A random vector \(\varvec{X} \in \mathbb {R}^d\) is said elliptically symmetric distributed, denoted by \(\varvec{X} \sim E_d(h_0, \varvec{\mu }, \varvec{\varSigma })\), if it has a density function given by

$$\begin{aligned} f_0(\varvec{x}) \propto |\varvec{\varSigma }^{-1/2}| h_0((\varvec{x}-\varvec{\mu })^\top \varvec{\varSigma }^{-1}(\varvec{x}-\varvec{\mu })) . \end{aligned}$$

where the density generating function \(h_0\) is a non-negative scalar function, \(\varvec{\mu }\) is the location parameter vector and \(\varvec{\varSigma }\) is a \(d \times d\) positive definite matrix.

Let \(\varvec{X} \sim E_d(h_0,\varvec{\mu },\varvec{\varSigma })\). Denote by \(F_0\) its distribution function and by \(\varDelta _{\varvec{x}} = (\varvec{x} - \varvec{\mu })^\top \varvec{\varSigma }^{-1} (\varvec{x} - \varvec{\mu })\) the squared Mahalanobis distance of a d-dimensional point \(\varvec{x}\). By Theorem 3.3 of Zuo and Serfling (2000b), if a depth \(d(\cdot ,\cdot )\) is affine equivariant (P1) and has maximum at \(\varvec{\mu }\) (P2) (see the Supplementary Material—Section SM-1), then the depth is of the form \(d(\varvec{x}; F_0) = g(\varDelta _{\varvec{x}})\) for some non-increasing function g.
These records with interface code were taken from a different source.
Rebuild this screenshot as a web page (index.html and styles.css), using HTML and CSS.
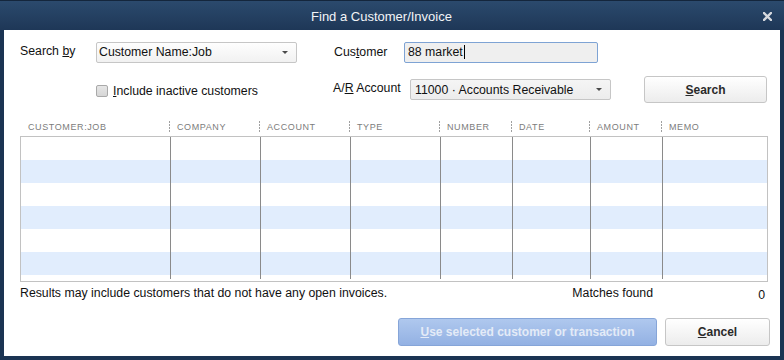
FILE: index.html
```html
<!DOCTYPE html>
<html>
<head>
<meta charset="utf-8">
<link rel="stylesheet" href="styles.css">
</head>
<body>
<div class="window">
  <div class="titlebar">
    <span class="title">Find a Customer/Invoice</span>
    <svg class="close" width="9" height="9" viewBox="0 0 9 9"><path d="M1 1 L8 8 M8 1 L1 8" stroke="#d6d9de" stroke-width="2.4" stroke-linecap="square"/></svg>
  </div>
  <div class="client">
    <div class="row row1">
      <span class="lbl lbl-searchby">Search <u>b</u>y</span>
      <div class="combo combo-searchby"><span class="combo-text">Customer Name:Job</span><span class="arrow"></span></div>
      <span class="lbl lbl-customer">Cus<u>t</u>omer</span>
      <div class="input"><span class="val">88 market</span><span class="caret"></span></div>
    </div>
    <div class="row row2">
      <div class="check"><span class="box"></span><span class="check-label"><u>I</u>nclude inactive customers</span></div>
      <span class="lbl lbl-ar">A/<u>R</u> Account</span>
      <div class="combo combo-ar"><span class="combo-text">11000 · Accounts Receivable</span><span class="arrow"></span></div>
      <button class="btn btn-search"><u>S</u>earch</button>
    </div>
    <div class="grid-head">
      <div class="hcell first">CUSTOMER:JOB</div>
      <div class="hcell">COMPANY</div>
      <div class="hcell">ACCOUNT</div>
      <div class="hcell">TYPE</div>
      <div class="hcell">NUMBER</div>
      <div class="hcell">DATE</div>
      <div class="hcell">AMOUNT</div>
      <div class="hcell">MEMO</div>
    </div>
    <div class="grid-body">
      <div class="col"></div>
      <div class="col"></div>
      <div class="col"></div>
      <div class="col"></div>
      <div class="col"></div>
      <div class="col"></div>
      <div class="col"></div>
      <div class="col last"></div>
    </div>
    <div class="info">
      <span class="note">Results may include customers that do not have any open invoices.</span>
      <span class="matches-label">Matches found</span>
      <span class="matches-count">0</span>
    </div>
    <div class="actions">
      <button class="btn btn-use"><u>U</u>se selected customer or transaction</button>
      <button class="btn btn-cancel"><u>C</u>ancel</button>
    </div>
  </div>
</div>
</body>
</html>
```

FILE: styles.css
```css
html, body {
  margin: 0;
  padding: 0;
}
body {
  font-family: "Liberation Sans", Arial, sans-serif;
  font-size: 12.3px;
  color: #111;
}
.window {
  width: 784px;
  height: 360px;
  background: #1b3453;
  display: flex;
  flex-direction: column;
  box-sizing: border-box;
}
.titlebar {
  height: 30px;
  flex: none;
  display: flex;
  align-items: center;
  background: linear-gradient(#2b4a6d, #1e3757);
  border-top: 1px solid #14263c;
  box-sizing: border-box;
}
.title {
  flex: 1;
  text-align: center;
  color: #f2f4f7;
  font-size: 13px;
  padding-top: 1px;
}
.close {
  margin-right: 12px;
  margin-top: 1px;
}
.client {
  flex: 1;
  margin: 0 4px 4px 4px;
  background: #fff;
  padding: 11px 12px 10px 16px;
  display: flex;
  flex-direction: column;
}
.row {
  display: flex;
  align-items: center;
}
.row1 {
  height: 22px;
}
.lbl-searchby {
  width: 76px;
  margin-top: -2px;
}
.combo {
  box-sizing: border-box;
  height: 21px;
  border: 1px solid #c6c6c6;
  border-radius: 2px;
  background: linear-gradient(#fefefe, #f1f1f1);
  display: flex;
  align-items: center;
  padding-left: 2px;
}
.combo-text {
  flex: 1;
  white-space: nowrap;
}
.arrow {
  width: 0;
  height: 0;
  border-left: 3px solid transparent;
  border-right: 3px solid transparent;
  border-top: 3px solid #4a4a4a;
  margin-right: 8px;
}
.combo-searchby {
  width: 201px;
}
.lbl-customer {
  margin-left: 37px;
  width: 70px;
}
.input {
  box-sizing: border-box;
  width: 194px;
  height: 21px;
  border: 1px solid #7ea3d4;
  border-radius: 2px;
  background: #efefef;
  display: flex;
  align-items: center;
  padding-left: 3px;
}
.caret {
  width: 1px;
  height: 14px;
  background: #000;
  margin-left: 1px;
}
.row2 {
  margin-top: 13px;
  height: 27px;
}
.check {
  margin-left: 76px;
  width: 237px;
  display: flex;
  align-items: center;
  padding-top: 2px;
}
.box {
  box-sizing: border-box;
  width: 12px;
  height: 12px;
  border: 1px solid #a9a9a9;
  border-radius: 2px;
  background: linear-gradient(#e6e6e6, #d6d6d6);
  margin-right: 5px;
}
.lbl-ar {
  width: 77px;
  margin-top: -3px;
}
.combo-ar {
  width: 201px;
  background: linear-gradient(#f5f5f5, #ececec);
  padding-left: 4px;
}
.btn {
  font-family: "Liberation Sans", Arial, sans-serif;
  font-size: 12px;
  font-weight: bold;
  box-sizing: border-box;
  border-radius: 3px;
  padding: 0;
  cursor: default;
}
.btn-search, .btn-cancel {
  background: linear-gradient(#ffffff, #ececec);
  border: 1px solid #c6c6c6;
  color: #2a2a2a;
}
.btn-search {
  margin-left: 33px;
  width: 123px;
  height: 27px;
}
.grid-head {
  margin-top: 14px;
  height: 19px;
  width: 748px;
  display: grid;
  grid-template-columns: 150px 90px 90px 90px 72px 78px 72px 1fr;
  align-items: center;
}
.hcell {
  position: relative;
  font-size: 9px;
  letter-spacing: 0.6px;
  color: #7c7c7c;
  padding-left: 7px;
  white-space: nowrap;
}
.hcell.first {
  padding-left: 8px;
}
.hcell:not(.first)::before {
  content: "";
  position: absolute;
  left: -1px;
  top: -1px;
  width: 1px;
  height: 11px;
  background: repeating-linear-gradient(to bottom, #a0a0a0 0 2px, transparent 2px 3px);
}
.grid-body {
  box-sizing: border-box;
  width: 748px;
  height: 146px;
  border: 1px solid #c2c2c2;
  background: repeating-linear-gradient(to bottom, #ffffff 0 23px, #e1edfd 23px 46px);
  display: grid;
  grid-template-columns: 150px 90px 90px 90px 72px 78px 72px 1fr;
  align-items: start;
}
.col {
  height: 142px;
  border-right: 1px solid #8a8a8a;
}
.col.last {
  border-right: none;
}
.info {
  margin-top: 4px;
  display: flex;
  align-items: flex-start;
  height: 16px;
}
.note {
  flex: 1;
}
.matches-count {
  width: 115px;
  text-align: right;
  padding-right: 3px;
  box-sizing: border-box;
  padding-top: 2px;
}
.actions {
  margin-top: auto;
  display: flex;
  justify-content: flex-end;
  gap: 8px;
  margin-right: -2px;
}
.btn-use {
  width: 259px;
  height: 28px;
  border: 1px solid #86a5d8;
  background: linear-gradient(#afc8ee, #93b1e3);
  color: #e4ebf7;
}
.btn-cancel {
  width: 105px;
  height: 28px;
}
```
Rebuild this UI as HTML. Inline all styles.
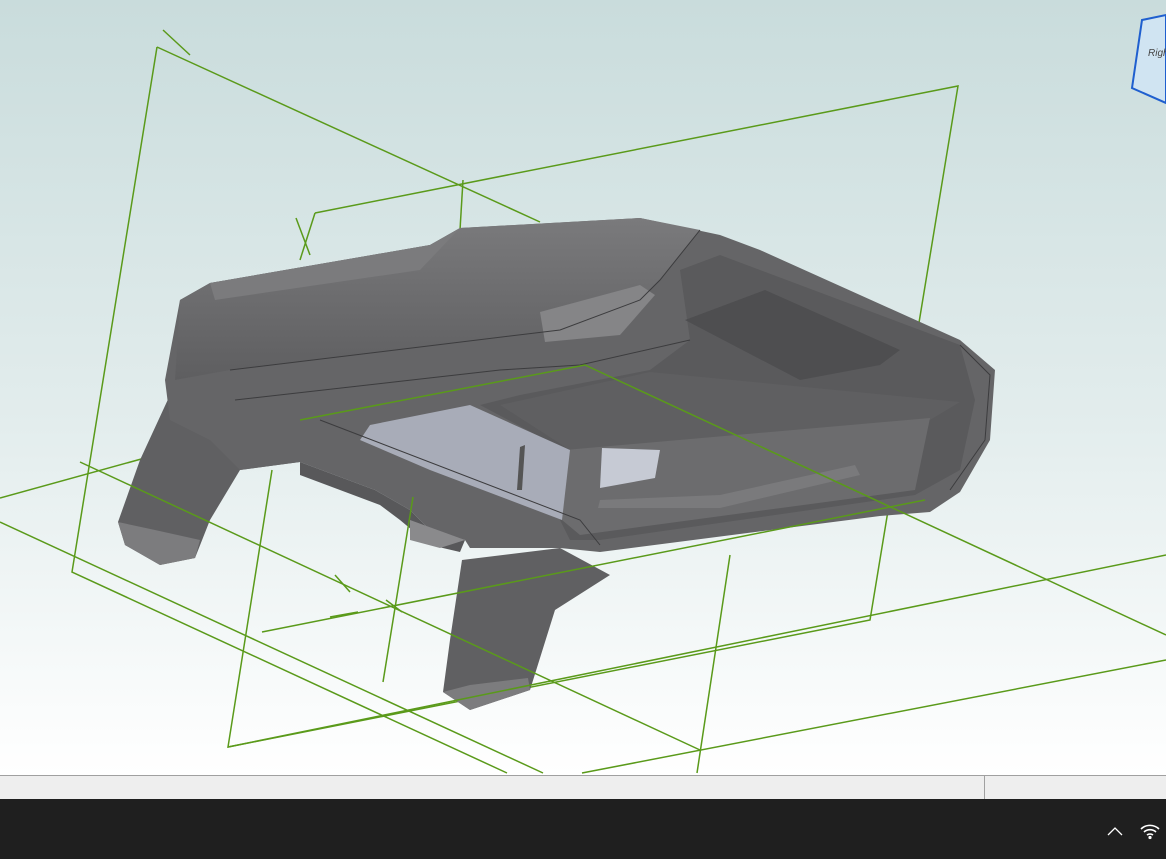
<!DOCTYPE html>
<html><head><meta charset="utf-8"><style>
html,body{margin:0;padding:0;width:1166px;height:859px;overflow:hidden;font-family:"Liberation Sans",sans-serif}
</style></head><body>
<svg width="1166" height="859" viewBox="0 0 1166 859" xmlns="http://www.w3.org/2000/svg">
<defs>
<linearGradient id="bg" x1="0" y1="0" x2="0" y2="1">
<stop offset="0" stop-color="#c9dcdc"/><stop offset="0.55" stop-color="#e3eded"/><stop offset="1" stop-color="#ffffff"/>
</linearGradient>
<linearGradient id="top" x1="0" y1="0" x2="0" y2="1">
<stop offset="0" stop-color="#7a7a7c"/><stop offset="1" stop-color="#5e5e60"/>
</linearGradient>
</defs>
<rect width="1166" height="775" fill="url(#bg)"/>
<!-- back green lines -->
<g stroke="#5a9a1a" stroke-width="1.5" fill="none">
<polyline points="157,47 540,222"/>
<polyline points="157,47 72,572 507,773"/>
<polyline points="315,213 958,86 870,620 228,747 272,470"/>
<polyline points="315,213 300,260"/>
<line x1="463" y1="180" x2="460" y2="230"/>
<line x1="0" y1="498" x2="210" y2="440"/>
</g>
<!-- left leg -->
<path d="M170,395 L140,460 L118,522 L125,545 L160,565 L195,558 L210,520 L240,470 L300,462 L305,430 L250,410 Z" fill="#606062"/>
<path d="M118,522 L125,545 L160,565 L195,558 L200,540 L155,530 Z" fill="#7c7c7e"/>
<!-- bottom leg -->
<path d="M462,560 L450,640 L443,692 L470,710 L530,690 L555,610 L610,575 L560,548 Z" fill="#606062"/>
<path d="M443,692 L470,710 L530,690 L528,678 L470,685 Z" fill="#7c7c7e"/>
<!-- main body -->
<path d="M180,300 L210,283 L430,245 L460,228 L640,218 L720,235 L760,250 L960,340 L995,370 L990,440 L960,492 L930,512 L880,516 L600,552 L560,548 L470,548 L465,540 L430,530 L410,510 L375,490 L300,462 L240,470 L210,440 L170,420 L165,380 Z" fill="#656567"/>
<path d="M180,300 L210,283 L430,245 L460,228 L640,218 L700,230 L660,280 L640,300 L560,330 L400,350 L230,370 L175,380 Z" fill="url(#top)"/>
<path d="M210,283 L430,245 L460,228 L420,270 L215,300 Z" fill="#7b7b7d"/>
<path d="M540,312 L640,285 L655,295 L620,335 L545,342 Z" fill="#858587"/>
<!-- interior cavity -->
<path d="M680,270 L720,255 L960,345 L975,400 L960,470 L915,495 L880,500 L600,540 L570,540 L560,520 L565,450 L480,405 L520,395 L650,370 L690,340 Z" fill="#5a5a5c"/>
<path d="M685,320 L765,290 L900,350 L880,365 L800,380 Z" fill="#4e4e50"/>
<path d="M500,405 L650,372 L960,402 L930,420 L570,450 Z" fill="#5f5f61"/>
<path d="M565,450 L930,418 L915,490 L580,535 L562,520 Z" fill="#6c6c6e"/>
<path d="M370,425 L470,405 L570,450 L562,520 L430,470 L360,440 Z" fill="#a8acb8"/>
<path d="M602,448 L660,450 L655,478 L600,488 Z" fill="#c6cad4"/>
<path d="M520,447 L525,445 L522,490 L517,490 Z" fill="#555"/>
<path d="M598,508 L720,508 L860,475 L855,465 L720,495 L600,500 Z" fill="#7a7a7c"/>
<path d="M300,462 L375,490 L410,510 L430,530 L465,540 L460,552 L430,545 L400,520 L380,505 L300,475 Z" fill="#58585a"/>
<path d="M410,520 L465,540 L440,548 L410,540 Z" fill="#8a8a8c"/>
<!-- edges -->
<g stroke="#3c3c3e" stroke-width="1" fill="none">
<path d="M230,370 L560,330 L640,300 L660,280 L700,230"/>
<path d="M235,400 L500,370 L580,365 L690,340"/>
<path d="M320,420 L580,520 L600,545"/>
<path d="M960,345 L990,375 L985,440 L950,490"/>
</g>
<!-- front green lines -->
<g stroke="#5a9a1a" stroke-width="1.5" fill="none">
<polyline points="80,462 700,750"/>
<line x1="0" y1="522" x2="543" y2="773"/>
<polyline points="300,420 585,365 1166,635"/>
<line x1="262" y1="632" x2="925" y2="500"/>
<line x1="228" y1="747" x2="1166" y2="555"/>
<line x1="582" y1="773" x2="1166" y2="660"/>
<line x1="730" y1="555" x2="697" y2="773"/>
<line x1="413" y1="497" x2="383" y2="682"/>
<line x1="330" y1="617" x2="358" y2="612"/>
<line x1="335" y1="575" x2="350" y2="592"/>
<line x1="386" y1="600" x2="402" y2="612"/>
<line x1="163" y1="30" x2="190" y2="55"/>
<line x1="296" y1="218" x2="310" y2="255"/>
</g>
<!-- view cube -->
<path d="M1142,20 L1166,15 L1166,103 L1132,88 Z" fill="#d0e4f2" stroke="#1f5fcf" stroke-width="2"/>
<text x="1148" y="56" font-size="10" font-style="italic" fill="#444">Righ</text>
<!-- status bar -->
<rect y="775" width="1166" height="24" fill="#eeeeee"/>
<line x1="0" y1="775.5" x2="1166" y2="775.5" stroke="#a0a0a0"/>
<line x1="984.5" y1="775" x2="984.5" y2="799" stroke="#a0a0a0"/>
<rect y="799" width="1166" height="60" fill="#1f1f1f"/>
<polyline points="1108,835 1115,828 1122,835" fill="none" stroke="#fff" stroke-width="1.3"/>
<g fill="none" stroke="#fff" stroke-width="1.6">
<path d="M1141,829 A13,13 0 0 1 1159,829"/>
<path d="M1144,832 A9,9 0 0 1 1156,832"/>
<path d="M1147,835 A5,5 0 0 1 1153,835"/>
</g>
<circle cx="1150" cy="837.5" r="1.6" fill="#fff"/>
</svg>
</body></html>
In this case, we can restrict ourselves, without loss of generality, to the case \(\varvec{\mu } = \varvec{0}\) and \(\varvec{\varSigma } = \varvec{I}\), where \(\varvec{I}\) is the identity matrix of dimension d. Under this setting, it is easy to see that the half-space depth of a given point \(\varvec{x}\) is given by

$$\begin{aligned} d_\mathrm{HS}(\varvec{x}; F_0) = 1 - F_{0,1}(\sqrt{\varDelta _{\varvec{x}}}), \end{aligned}$$
(5)

where \(F_{0,1}\) is a marginal distribution of \(\varvec{X}\). Denoting the reference distribution by F, let \(f \propto h(\varDelta _x) \) be the corresponding density function. Note that if the function h is such that

$$\begin{aligned} \frac{h_0(\varDelta _{\varvec{x}})}{h(\varDelta _{\varvec{x}})} \rightarrow 0 \qquad \varDelta _{\varvec{x}} \rightarrow \infty , \end{aligned}$$
(6)

then there exists a \(\varDelta ^*\) such that, for all \(\varvec{x}\) with \(\varDelta _{\varvec{x}} > \varDelta ^*\)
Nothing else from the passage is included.